%%

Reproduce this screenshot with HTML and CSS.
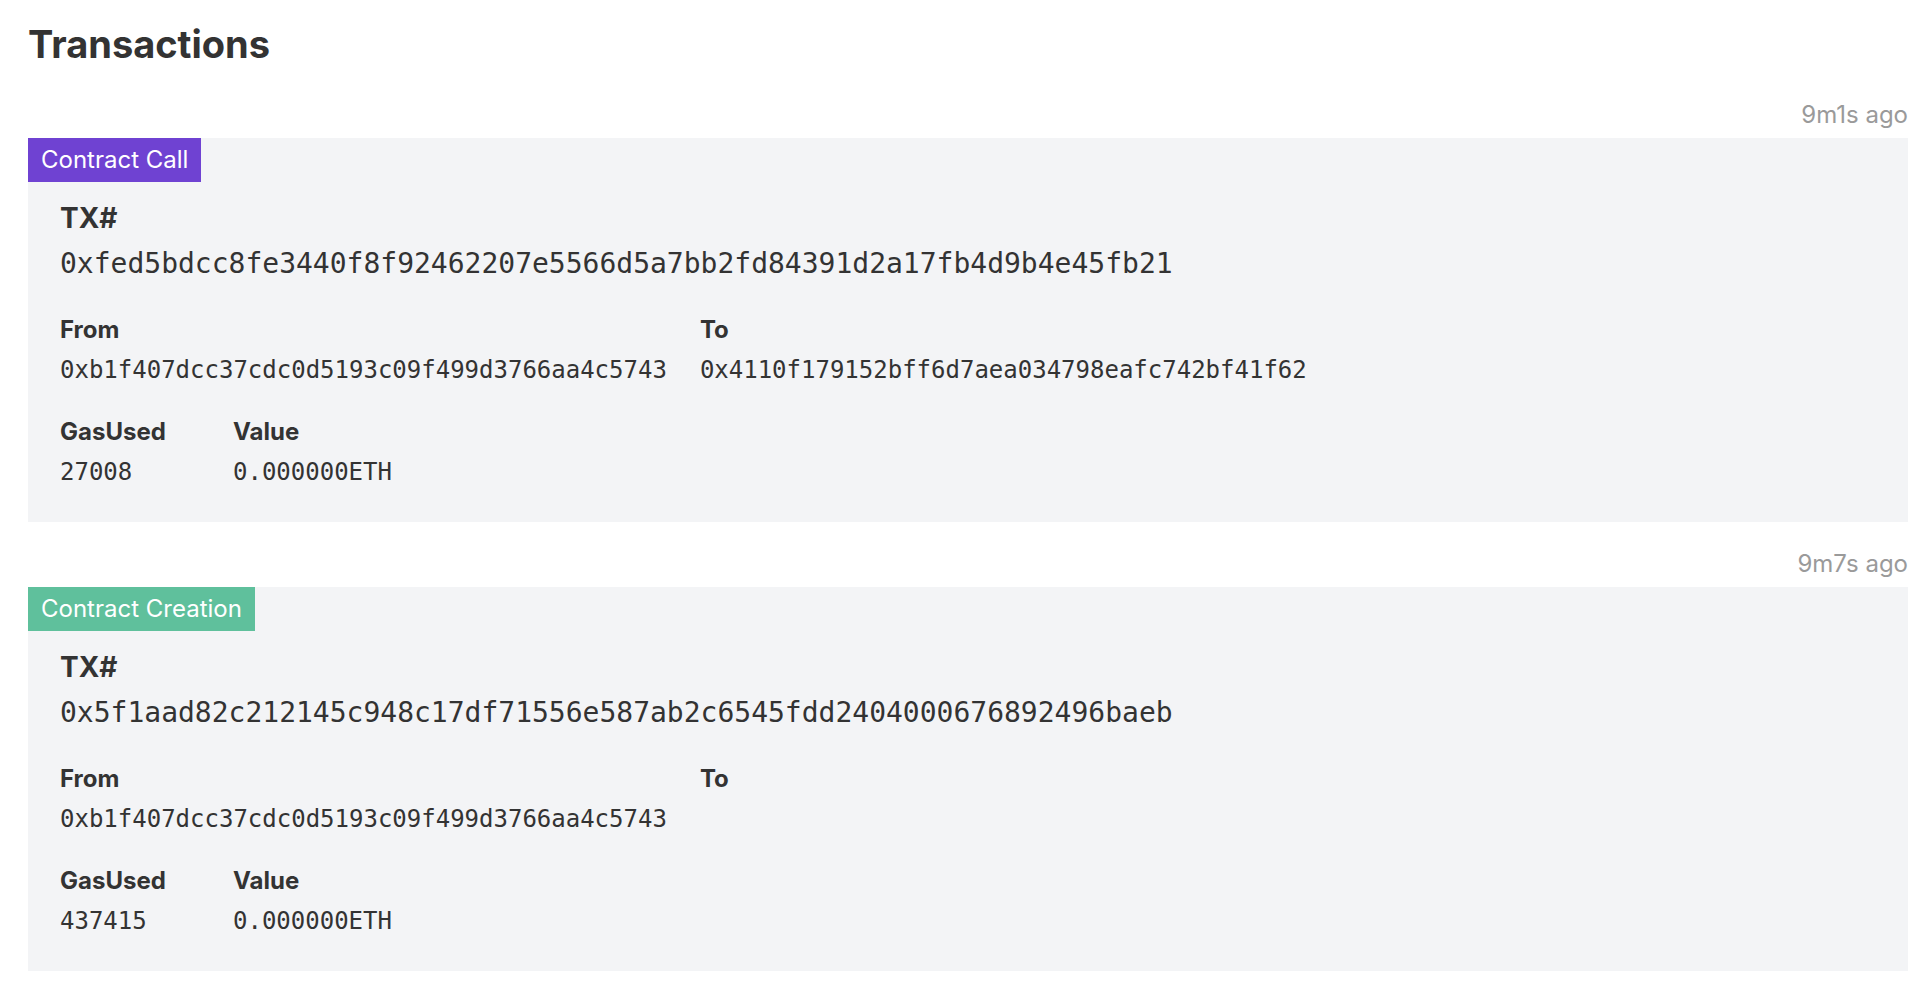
FILE: index.html
```html
<!DOCTYPE html>
<html lang="en">
<head>
<meta charset="utf-8">
<title>Transactions</title>
<link rel="stylesheet" href="styles.css">
</head>
<body>
<main class="page">
  <h1 class="title">Transactions</h1>

  <section class="tx">
    <div class="tx-time">9m1s ago</div>
    <div class="card">
      <span class="badge badge-call">Contract Call</span>
      <div class="card-body">
        <div class="label label-tx">TX#</div>
        <div class="hash">0xfed5bdcc8fe3440f8f92462207e5566d5a7bb2fd84391d2a17fb4d9b4e45fb21</div>
        <div class="row row-first">
          <div class="field field-from">
            <div class="label">From</div>
            <div class="value">0xb1f407dcc37cdc0d5193c09f499d3766aa4c5743</div>
          </div>
          <div class="field">
            <div class="label">To</div>
            <div class="value">0x4110f179152bff6d7aea034798eafc742bf41f62</div>
          </div>
        </div>
        <div class="row">
          <div class="field field-gas">
            <div class="label">GasUsed</div>
            <div class="value">27008</div>
          </div>
          <div class="field">
            <div class="label">Value</div>
            <div class="value">0.000000ETH</div>
          </div>
        </div>
      </div>
    </div>
  </section>

  <section class="tx">
    <div class="tx-time">9m7s ago</div>
    <div class="card">
      <span class="badge badge-create">Contract Creation</span>
      <div class="card-body">
        <div class="label label-tx">TX#</div>
        <div class="hash">0x5f1aad82c212145c948c17df71556e587ab2c6545fdd2404000676892496baeb</div>
        <div class="row row-first">
          <div class="field field-from">
            <div class="label">From</div>
            <div class="value">0xb1f407dcc37cdc0d5193c09f499d3766aa4c5743</div>
          </div>
          <div class="field">
            <div class="label">To</div>
            <div class="value"></div>
          </div>
        </div>
        <div class="row">
          <div class="field field-gas">
            <div class="label">GasUsed</div>
            <div class="value">437415</div>
          </div>
          <div class="field">
            <div class="label">Value</div>
            <div class="value">0.000000ETH</div>
          </div>
        </div>
      </div>
    </div>
  </section>
</main>
</body>
</html>
```

FILE: styles.css
```css
* {
  box-sizing: border-box;
}

html, body {
  margin: 0;
  padding: 0;
  background: #ffffff;
}

body {
  font-family: Inter, "Noto Sans", "Liberation Sans", sans-serif;
  color: #333333;
}

.page {
  width: 1880px;
  margin-left: 28px;
  padding-top: 20px;
}

.title {
  margin: 0;
  font-size: 38px;
  line-height: 48px;
  font-weight: 700;
  color: #333333;
}

.tx {
  margin-top: 28px;
}

.tx:first-of-type {
  margin-top: 33px;
}

.tx-time {
  text-align: right;
  font-size: 24px;
  line-height: 28px;
  color: #9a9a9a;
  margin-bottom: 9px;
}

.card {
  background: #f3f4f6;
}

.badge {
  display: inline-block;
  height: 44px;
  line-height: 44px;
  padding: 0 13px;
  font-size: 24px;
  color: #ffffff;
  vertical-align: top;
}

.badge-call {
  background: #6f42d2;
}

.badge-create {
  background: #5fc09c;
}

.card-body {
  padding: 16px 32px 28px;
}

.label {
  font-size: 24px;
  line-height: 36px;
  font-weight: 700;
  color: #333333;
}

.label-tx {
  font-size: 28px;
  line-height: 41px;
}

.hash {
  font-family: "DejaVu Sans Mono", "Liberation Mono", monospace;
  font-size: 28px;
  line-height: 49px;
  color: #333333;
}

.row {
  display: flex;
  margin-top: 22px;
}

.row-first {
  margin-top: 24px;
}

.field-from {
  margin-right: 33px;
}

.field-gas {
  width: 173px;
}

.value {
  font-family: "DejaVu Sans Mono", "Liberation Mono", monospace;
  font-size: 24px;
  line-height: 44px;
  height: 44px;
  color: #333333;
  white-space: nowrap;
}
```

%%

> _Set exercise_
Copy out the data above exactly, except the pictures.

> _Completed task_
Reproduce this screenshot with HTML and CSS.
FILE: index.html
```html
<!DOCTYPE html>
<html lang="en">
<head>
<meta charset="utf-8">
<title>Transactions</title>
<link rel="stylesheet" href="styles.css">
</head>
<body>
<main class="page">
  <h1 class="title">Transactions</h1>

  <section class="tx">
    <div class="tx-time">9m1s ago</div>
    <div class="card">
      <span class="badge badge-call">Contract Call</span>
      <div class="card-body">
        <div class="label label-tx">TX#</div>
        <div class="hash">0xfed5bdcc8fe3440f8f92462207e5566d5a7bb2fd84391d2a17fb4d9b4e45fb21</div>
        <div class="row row-first">
          <div class="field field-from">
            <div class="label">From</div>
            <div class="value">0xb1f407dcc37cdc0d5193c09f499d3766aa4c5743</div>
          </div>
          <div class="field">
            <div class="label">To</div>
            <div class="value">0x4110f179152bff6d7aea034798eafc742bf41f62</div>
          </div>
        </div>
        <div class="row">
          <div class="field field-gas">
            <div class="label">GasUsed</div>
            <div class="value">27008</div>
          </div>
          <div class="field">
            <div class="label">Value</div>
            <div class="value">0.000000ETH</div>
          </div>
        </div>
      </div>
    </div>
  </section>

  <section class="tx">
    <div class="tx-time">9m7s ago</div>
    <div class="card">
      <span class="badge badge-create">Contract Creation</span>
      <div class="card-body">
        <div class="label label-tx">TX#</div>
        <div class="hash">0x5f1aad82c212145c948c17df71556e587ab2c6545fdd2404000676892496baeb</div>
        <div class="row row-first">
          <div class="field field-from">
            <div class="label">From</div>
            <div class="value">0xb1f407dcc37cdc0d5193c09f499d3766aa4c5743</div>
          </div>
          <div class="field">
            <div class="label">To</div>
            <div class="value"></div>
          </div>
        </div>
        <div class="row">
          <div class="field field-gas">
            <div class="label">GasUsed</div>
            <div class="value">437415</div>
          </div>
          <div class="field">
            <div class="label">Value</div>
            <div class="value">0.000000ETH</div>
          </div>
        </div>
      </div>
    </div>
  </section>
</main>
</body>
</html>
```

FILE: styles.css
```css
* {
  box-sizing: border-box;
}

html, body {
  margin: 0;
  padding: 0;
  background: #ffffff;
}

body {
  font-family: Inter, "Noto Sans", "Liberation Sans", sans-serif;
  color: #333333;
}

.page {
  width: 1880px;
  margin-left: 28px;
  padding-top: 20px;
}

.title {
  margin: 0;
  font-size: 38px;
  line-height: 48px;
  font-weight: 700;
  color: #333333;
}

.tx {
  margin-top: 28px;
}

.tx:first-of-type {
  margin-top: 33px;
}

.tx-time {
  text-align: right;
  font-size: 24px;
  line-height: 28px;
  color: #9a9a9a;
  margin-bottom: 9px;
}

.card {
  background: #f3f4f6;
}

.badge {
  display: inline-block;
  height: 44px;
  line-height: 44px;
  padding: 0 13px;
  font-size: 24px;
  color: #ffffff;
  vertical-align: top;
}

.badge-call {
  background: #6f42d2;
}

.badge-create {
  background: #5fc09c;
}

.card-body {
  padding: 16px 32px 28px;
}

.label {
  font-size: 24px;
  line-height: 36px;
  font-weight: 700;
  color: #333333;
}

.label-tx {
  font-size: 28px;
  line-height: 41px;
}

.hash {
  font-family: "DejaVu Sans Mono", "Liberation Mono", monospace;
  font-size: 28px;
  line-height: 49px;
  color: #333333;
}

.row {
  display: flex;
  margin-top: 22px;
}

.row-first {
  margin-top: 24px;
}

.field-from {
  margin-right: 33px;
}

.field-gas {
  width: 173px;
}

.value {
  font-family: "DejaVu Sans Mono", "Liberation Mono", monospace;
  font-size: 24px;
  line-height: 44px;
  height: 44px;
  color: #333333;
  white-space: nowrap;
}
```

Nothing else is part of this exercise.